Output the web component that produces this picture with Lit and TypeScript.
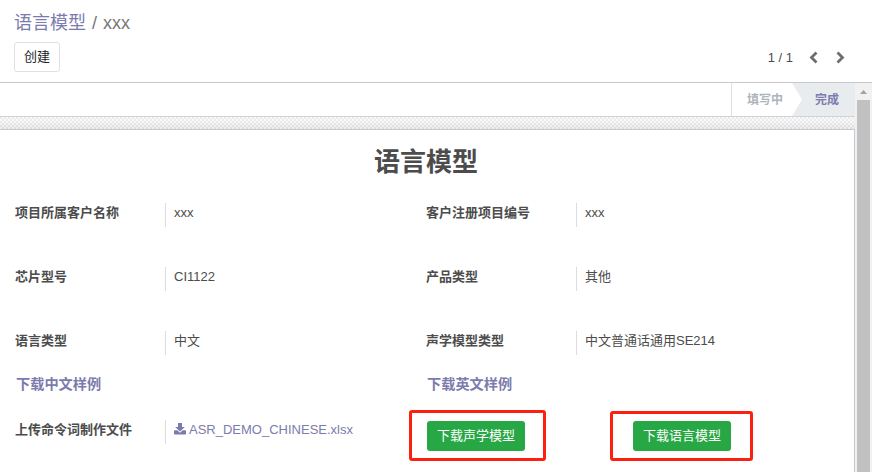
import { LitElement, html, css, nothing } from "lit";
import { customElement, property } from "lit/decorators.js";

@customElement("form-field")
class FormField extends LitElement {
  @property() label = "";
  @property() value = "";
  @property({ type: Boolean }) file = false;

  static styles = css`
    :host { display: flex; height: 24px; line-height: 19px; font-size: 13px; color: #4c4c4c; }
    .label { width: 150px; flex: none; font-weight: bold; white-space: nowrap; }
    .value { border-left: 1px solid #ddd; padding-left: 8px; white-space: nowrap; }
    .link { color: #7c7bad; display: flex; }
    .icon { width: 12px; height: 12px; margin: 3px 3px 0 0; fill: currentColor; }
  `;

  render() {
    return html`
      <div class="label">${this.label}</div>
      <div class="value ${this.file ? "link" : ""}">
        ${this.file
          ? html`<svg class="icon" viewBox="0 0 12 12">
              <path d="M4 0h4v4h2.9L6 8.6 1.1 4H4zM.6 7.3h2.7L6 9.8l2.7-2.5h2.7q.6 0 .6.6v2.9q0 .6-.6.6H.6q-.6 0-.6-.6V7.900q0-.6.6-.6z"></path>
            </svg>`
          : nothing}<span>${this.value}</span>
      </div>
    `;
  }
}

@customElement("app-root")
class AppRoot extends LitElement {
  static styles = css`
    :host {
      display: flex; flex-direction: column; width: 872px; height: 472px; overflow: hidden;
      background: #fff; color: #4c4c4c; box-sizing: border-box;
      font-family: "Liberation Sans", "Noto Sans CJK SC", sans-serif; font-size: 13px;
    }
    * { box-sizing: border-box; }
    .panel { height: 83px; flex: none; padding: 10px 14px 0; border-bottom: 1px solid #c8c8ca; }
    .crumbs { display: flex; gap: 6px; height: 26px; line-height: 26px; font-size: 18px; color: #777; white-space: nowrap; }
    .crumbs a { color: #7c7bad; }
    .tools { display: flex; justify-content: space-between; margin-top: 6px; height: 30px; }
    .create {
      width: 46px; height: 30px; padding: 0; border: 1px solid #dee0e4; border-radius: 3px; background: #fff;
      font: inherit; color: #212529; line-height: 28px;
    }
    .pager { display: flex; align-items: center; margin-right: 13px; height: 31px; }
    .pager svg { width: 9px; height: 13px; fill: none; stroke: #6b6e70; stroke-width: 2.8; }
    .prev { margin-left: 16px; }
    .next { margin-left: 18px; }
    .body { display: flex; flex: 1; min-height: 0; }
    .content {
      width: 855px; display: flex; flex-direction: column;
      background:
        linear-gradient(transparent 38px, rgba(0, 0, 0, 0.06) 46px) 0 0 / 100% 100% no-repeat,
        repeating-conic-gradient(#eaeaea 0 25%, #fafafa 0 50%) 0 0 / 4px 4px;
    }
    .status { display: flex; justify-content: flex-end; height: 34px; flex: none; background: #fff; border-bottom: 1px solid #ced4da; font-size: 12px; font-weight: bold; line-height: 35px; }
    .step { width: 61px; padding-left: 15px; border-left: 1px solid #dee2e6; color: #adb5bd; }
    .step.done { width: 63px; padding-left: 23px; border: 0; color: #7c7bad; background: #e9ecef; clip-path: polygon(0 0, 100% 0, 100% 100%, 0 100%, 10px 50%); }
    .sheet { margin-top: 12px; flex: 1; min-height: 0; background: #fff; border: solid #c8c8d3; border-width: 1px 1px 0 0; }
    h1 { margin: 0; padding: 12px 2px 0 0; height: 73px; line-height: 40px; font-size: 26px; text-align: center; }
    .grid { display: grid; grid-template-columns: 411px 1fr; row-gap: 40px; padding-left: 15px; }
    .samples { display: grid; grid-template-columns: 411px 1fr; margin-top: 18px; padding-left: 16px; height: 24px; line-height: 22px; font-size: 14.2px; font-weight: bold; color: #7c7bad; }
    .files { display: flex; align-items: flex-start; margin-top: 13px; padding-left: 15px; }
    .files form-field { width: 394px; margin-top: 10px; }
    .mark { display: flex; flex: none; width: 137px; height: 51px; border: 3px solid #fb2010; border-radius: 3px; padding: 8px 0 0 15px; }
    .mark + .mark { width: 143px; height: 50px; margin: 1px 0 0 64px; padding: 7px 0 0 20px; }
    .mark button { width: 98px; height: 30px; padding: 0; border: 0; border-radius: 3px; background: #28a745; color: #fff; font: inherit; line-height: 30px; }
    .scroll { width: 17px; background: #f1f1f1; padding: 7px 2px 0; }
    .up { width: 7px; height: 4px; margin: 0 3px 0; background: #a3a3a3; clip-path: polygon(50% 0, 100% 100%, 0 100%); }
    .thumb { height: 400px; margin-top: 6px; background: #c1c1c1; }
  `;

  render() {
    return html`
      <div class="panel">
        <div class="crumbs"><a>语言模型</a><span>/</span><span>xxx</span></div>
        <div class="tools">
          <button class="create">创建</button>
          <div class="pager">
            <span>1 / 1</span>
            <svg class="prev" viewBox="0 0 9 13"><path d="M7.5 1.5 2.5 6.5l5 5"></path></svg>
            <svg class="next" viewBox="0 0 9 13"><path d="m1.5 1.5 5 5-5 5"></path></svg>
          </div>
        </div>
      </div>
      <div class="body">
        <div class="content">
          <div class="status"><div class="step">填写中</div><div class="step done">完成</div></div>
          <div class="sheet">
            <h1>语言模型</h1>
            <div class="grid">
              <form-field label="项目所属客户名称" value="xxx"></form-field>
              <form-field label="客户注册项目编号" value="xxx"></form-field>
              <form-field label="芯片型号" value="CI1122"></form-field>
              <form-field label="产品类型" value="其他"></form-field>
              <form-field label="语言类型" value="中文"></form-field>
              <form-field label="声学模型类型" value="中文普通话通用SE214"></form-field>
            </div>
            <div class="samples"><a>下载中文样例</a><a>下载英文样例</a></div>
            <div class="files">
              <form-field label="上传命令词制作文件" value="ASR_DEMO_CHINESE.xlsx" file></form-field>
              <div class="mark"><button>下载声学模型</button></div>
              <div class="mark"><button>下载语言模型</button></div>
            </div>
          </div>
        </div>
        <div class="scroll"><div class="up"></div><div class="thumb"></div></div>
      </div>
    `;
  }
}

========================

» **Task objective**: Copy out every line from the data above that has "this" in it.

» **Solved exercise**:
Output the web component that produces this picture with Lit and TypeScript.
      <div class="label">${this.label}</div>
      <div class="value ${this.file ? "link" : ""}">
        ${this.file
          : nothing}<span>${this.value}</span>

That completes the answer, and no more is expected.